Problem details.
Using the data beneath, show every line that includes the word "screenshot".

Raw data.
-- Start --
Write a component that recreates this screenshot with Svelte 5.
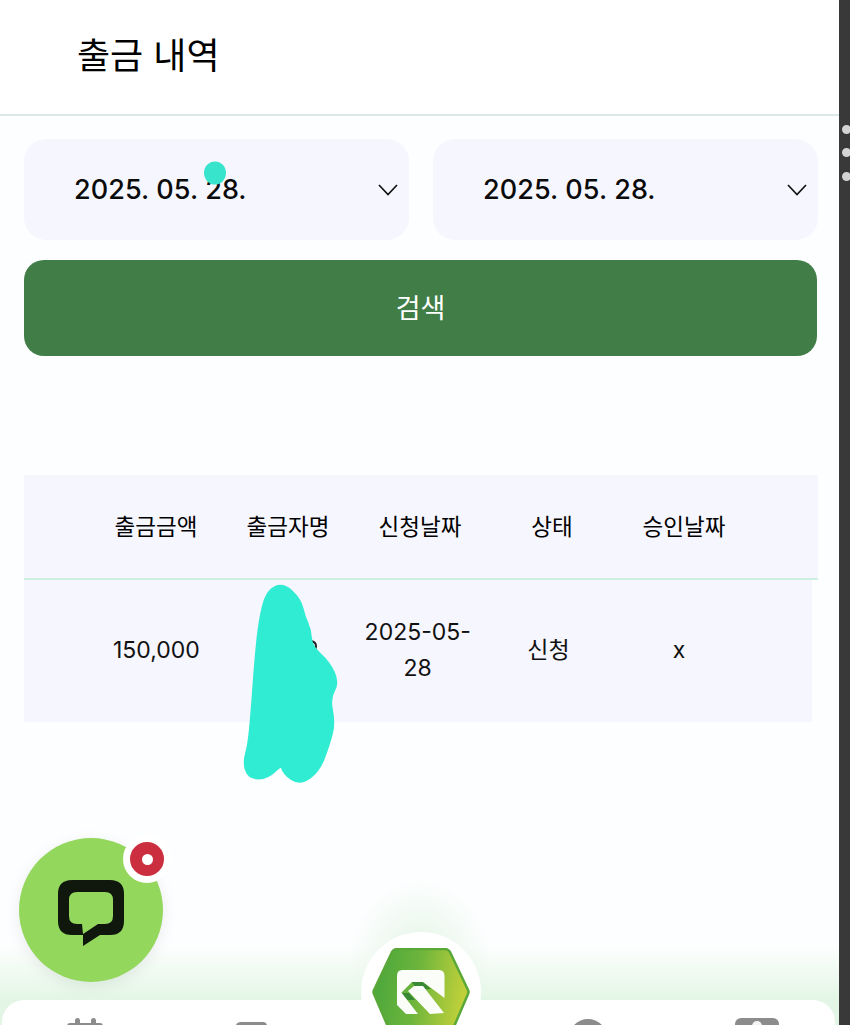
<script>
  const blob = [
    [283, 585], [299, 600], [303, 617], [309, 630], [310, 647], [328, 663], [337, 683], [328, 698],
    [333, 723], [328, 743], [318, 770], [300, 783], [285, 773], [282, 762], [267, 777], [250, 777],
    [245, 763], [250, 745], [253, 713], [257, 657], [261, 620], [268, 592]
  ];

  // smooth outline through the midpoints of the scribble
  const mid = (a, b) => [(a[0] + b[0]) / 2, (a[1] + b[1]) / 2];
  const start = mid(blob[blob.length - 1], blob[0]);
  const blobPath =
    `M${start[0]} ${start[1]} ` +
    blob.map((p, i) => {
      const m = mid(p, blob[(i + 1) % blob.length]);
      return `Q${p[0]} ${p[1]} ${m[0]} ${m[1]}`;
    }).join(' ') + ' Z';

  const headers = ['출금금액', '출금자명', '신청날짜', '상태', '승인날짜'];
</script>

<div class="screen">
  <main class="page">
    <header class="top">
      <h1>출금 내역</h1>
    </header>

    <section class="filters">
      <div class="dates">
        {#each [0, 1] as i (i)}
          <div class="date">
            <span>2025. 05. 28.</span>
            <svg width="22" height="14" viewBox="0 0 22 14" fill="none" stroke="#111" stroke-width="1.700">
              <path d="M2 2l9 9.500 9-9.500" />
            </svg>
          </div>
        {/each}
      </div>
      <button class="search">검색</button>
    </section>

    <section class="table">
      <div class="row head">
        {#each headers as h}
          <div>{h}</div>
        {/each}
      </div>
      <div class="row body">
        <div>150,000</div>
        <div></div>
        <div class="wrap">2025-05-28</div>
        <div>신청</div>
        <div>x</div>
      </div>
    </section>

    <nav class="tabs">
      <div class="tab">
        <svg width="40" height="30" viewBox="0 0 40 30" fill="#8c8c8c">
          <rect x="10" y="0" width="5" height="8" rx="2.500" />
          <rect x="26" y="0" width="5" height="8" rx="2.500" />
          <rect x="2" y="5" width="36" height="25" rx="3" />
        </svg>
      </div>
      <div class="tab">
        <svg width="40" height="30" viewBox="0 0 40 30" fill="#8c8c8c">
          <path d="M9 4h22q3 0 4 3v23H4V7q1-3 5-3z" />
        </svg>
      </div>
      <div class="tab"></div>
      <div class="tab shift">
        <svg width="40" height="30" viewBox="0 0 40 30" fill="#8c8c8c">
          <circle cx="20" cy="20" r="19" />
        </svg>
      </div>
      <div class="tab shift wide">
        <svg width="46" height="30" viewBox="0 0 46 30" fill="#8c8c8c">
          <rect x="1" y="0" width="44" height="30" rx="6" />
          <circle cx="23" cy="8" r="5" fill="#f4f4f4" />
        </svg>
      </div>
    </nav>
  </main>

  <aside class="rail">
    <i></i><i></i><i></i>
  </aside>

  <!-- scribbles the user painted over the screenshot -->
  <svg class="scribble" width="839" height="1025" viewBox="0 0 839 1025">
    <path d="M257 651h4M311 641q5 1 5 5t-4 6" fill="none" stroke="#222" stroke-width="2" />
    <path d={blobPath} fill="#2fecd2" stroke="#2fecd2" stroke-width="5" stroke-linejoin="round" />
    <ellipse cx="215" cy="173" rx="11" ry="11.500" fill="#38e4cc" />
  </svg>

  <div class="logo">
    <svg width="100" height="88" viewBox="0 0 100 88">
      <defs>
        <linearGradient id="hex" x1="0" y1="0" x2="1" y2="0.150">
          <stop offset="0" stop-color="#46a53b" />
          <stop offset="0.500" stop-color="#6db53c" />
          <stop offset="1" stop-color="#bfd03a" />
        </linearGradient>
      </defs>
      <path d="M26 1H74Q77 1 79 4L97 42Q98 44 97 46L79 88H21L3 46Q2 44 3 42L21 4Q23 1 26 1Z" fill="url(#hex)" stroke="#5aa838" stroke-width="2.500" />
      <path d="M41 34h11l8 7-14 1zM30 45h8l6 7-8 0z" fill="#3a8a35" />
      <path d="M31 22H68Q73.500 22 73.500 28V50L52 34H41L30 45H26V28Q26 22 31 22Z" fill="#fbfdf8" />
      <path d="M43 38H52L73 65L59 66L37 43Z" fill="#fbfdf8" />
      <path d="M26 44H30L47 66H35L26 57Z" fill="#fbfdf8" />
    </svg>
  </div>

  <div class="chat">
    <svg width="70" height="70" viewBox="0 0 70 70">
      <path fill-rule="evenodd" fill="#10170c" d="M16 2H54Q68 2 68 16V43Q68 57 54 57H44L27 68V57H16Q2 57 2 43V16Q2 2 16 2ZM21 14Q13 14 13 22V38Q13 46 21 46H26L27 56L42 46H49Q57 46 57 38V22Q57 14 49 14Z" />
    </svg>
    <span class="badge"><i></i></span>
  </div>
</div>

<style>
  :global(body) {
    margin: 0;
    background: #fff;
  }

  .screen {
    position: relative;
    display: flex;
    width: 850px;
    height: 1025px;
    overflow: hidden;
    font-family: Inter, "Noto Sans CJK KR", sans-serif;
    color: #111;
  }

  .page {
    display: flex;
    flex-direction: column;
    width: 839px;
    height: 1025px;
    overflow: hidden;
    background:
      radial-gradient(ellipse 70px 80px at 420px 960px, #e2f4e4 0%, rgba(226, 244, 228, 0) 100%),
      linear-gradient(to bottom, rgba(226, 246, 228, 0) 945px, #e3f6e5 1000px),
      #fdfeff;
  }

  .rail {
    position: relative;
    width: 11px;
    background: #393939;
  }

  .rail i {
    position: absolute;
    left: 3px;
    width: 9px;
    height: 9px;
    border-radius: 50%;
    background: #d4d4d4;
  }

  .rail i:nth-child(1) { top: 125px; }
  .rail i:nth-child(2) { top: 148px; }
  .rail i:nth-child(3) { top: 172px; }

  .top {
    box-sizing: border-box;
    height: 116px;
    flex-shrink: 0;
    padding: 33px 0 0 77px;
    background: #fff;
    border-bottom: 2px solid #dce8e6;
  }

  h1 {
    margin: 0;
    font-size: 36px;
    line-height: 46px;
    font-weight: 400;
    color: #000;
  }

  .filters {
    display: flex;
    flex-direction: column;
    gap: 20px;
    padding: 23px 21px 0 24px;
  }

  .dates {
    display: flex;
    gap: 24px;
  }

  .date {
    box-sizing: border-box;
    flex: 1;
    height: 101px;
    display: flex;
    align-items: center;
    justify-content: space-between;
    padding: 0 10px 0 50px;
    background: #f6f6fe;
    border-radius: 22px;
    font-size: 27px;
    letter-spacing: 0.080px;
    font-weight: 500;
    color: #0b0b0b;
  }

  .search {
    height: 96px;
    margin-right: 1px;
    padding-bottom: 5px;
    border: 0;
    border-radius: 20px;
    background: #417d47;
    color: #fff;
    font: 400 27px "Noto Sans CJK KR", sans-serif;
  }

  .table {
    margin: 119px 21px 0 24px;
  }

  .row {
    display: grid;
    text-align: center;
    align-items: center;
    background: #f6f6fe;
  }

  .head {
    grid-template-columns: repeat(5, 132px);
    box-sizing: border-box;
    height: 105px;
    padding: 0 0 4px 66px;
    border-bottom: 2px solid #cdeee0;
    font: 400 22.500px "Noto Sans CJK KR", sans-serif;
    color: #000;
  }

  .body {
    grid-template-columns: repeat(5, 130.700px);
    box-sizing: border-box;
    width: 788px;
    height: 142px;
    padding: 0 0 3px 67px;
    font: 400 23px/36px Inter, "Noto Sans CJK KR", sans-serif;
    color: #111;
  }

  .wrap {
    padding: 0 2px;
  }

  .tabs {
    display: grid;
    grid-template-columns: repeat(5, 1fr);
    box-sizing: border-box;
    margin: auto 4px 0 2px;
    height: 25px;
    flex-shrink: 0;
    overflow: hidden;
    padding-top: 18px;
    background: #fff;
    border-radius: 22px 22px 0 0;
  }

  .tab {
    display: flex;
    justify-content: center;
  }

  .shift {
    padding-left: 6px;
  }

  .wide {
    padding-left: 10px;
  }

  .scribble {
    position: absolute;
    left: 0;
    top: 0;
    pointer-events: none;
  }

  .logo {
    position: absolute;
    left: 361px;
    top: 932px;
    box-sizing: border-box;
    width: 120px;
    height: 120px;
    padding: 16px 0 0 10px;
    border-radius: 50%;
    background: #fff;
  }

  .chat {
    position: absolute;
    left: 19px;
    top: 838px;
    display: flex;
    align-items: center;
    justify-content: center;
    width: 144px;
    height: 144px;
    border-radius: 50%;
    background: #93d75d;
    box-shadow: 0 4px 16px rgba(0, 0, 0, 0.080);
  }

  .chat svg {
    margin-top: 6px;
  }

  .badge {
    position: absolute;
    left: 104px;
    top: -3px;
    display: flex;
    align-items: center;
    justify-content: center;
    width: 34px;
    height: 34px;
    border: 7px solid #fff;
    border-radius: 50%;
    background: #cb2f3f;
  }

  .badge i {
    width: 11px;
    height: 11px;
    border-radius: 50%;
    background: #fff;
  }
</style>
-- End --
Expected output.
Write a component that recreates this screenshot with Svelte 5.
  <!-- scribbles the user painted over the screenshot -->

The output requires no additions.